Find the lines with "React" in them and copy them out.

## Data records
·····
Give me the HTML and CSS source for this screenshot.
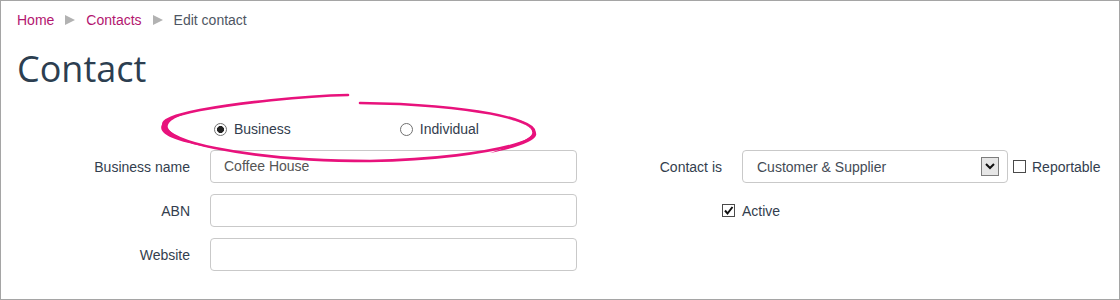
·····
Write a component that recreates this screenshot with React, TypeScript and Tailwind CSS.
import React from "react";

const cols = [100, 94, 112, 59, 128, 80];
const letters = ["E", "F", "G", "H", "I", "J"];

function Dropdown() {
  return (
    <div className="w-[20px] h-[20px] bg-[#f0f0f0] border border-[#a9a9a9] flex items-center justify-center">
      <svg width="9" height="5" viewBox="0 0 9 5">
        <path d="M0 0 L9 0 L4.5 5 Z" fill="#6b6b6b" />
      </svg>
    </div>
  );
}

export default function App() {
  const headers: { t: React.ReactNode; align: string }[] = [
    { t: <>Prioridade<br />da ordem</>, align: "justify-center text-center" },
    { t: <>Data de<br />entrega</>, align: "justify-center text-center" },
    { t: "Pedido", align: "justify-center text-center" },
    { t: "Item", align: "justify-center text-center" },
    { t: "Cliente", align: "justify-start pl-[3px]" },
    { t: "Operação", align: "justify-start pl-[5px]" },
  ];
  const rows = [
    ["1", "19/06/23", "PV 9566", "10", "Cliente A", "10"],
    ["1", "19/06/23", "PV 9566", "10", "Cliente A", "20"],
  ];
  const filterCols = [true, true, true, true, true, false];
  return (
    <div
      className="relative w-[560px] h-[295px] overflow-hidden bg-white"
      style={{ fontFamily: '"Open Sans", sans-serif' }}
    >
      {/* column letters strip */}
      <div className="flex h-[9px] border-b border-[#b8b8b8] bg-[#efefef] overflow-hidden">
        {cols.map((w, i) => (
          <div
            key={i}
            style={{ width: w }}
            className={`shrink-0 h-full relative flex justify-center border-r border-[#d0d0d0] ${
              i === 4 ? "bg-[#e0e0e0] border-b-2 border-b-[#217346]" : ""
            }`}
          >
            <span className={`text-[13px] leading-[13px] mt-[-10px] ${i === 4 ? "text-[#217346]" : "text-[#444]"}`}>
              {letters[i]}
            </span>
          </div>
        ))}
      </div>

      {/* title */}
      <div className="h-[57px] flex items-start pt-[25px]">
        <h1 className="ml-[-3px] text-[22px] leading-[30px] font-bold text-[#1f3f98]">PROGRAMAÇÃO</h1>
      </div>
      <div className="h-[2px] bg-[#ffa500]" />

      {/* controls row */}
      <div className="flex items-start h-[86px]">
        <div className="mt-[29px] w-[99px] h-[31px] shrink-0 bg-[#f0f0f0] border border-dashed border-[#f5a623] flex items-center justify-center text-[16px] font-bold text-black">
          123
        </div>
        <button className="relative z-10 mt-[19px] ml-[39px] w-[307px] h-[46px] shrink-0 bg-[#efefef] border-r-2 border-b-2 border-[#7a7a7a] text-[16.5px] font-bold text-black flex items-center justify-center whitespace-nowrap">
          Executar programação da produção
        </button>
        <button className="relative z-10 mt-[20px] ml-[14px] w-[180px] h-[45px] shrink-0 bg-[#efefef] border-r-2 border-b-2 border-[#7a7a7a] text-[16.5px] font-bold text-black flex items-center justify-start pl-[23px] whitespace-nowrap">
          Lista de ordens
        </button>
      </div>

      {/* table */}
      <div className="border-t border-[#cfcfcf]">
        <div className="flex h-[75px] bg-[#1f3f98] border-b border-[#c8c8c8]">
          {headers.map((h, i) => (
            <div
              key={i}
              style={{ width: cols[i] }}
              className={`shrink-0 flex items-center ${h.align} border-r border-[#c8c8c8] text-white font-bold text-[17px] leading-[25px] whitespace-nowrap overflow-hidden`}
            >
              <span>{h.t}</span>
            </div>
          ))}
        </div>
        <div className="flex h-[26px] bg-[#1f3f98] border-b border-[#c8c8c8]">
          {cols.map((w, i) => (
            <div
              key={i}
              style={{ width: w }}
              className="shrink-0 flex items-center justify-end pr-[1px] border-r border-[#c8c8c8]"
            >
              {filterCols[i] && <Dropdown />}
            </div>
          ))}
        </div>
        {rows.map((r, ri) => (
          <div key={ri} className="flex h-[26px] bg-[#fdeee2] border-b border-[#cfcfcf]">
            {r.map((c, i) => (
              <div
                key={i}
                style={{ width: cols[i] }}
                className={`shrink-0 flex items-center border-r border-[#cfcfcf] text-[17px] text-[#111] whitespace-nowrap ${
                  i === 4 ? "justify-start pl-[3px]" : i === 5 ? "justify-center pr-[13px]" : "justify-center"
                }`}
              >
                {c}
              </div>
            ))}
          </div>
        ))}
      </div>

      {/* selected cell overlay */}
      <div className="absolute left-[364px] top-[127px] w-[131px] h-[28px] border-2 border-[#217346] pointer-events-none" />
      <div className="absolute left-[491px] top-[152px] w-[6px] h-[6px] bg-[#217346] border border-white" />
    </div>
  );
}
·····
## Solution for this problem
Write a component that recreates this screenshot with React, TypeScript and Tailwind CSS.
import React from "react";
  const headers: { t: React.ReactNode; align: string }[] = [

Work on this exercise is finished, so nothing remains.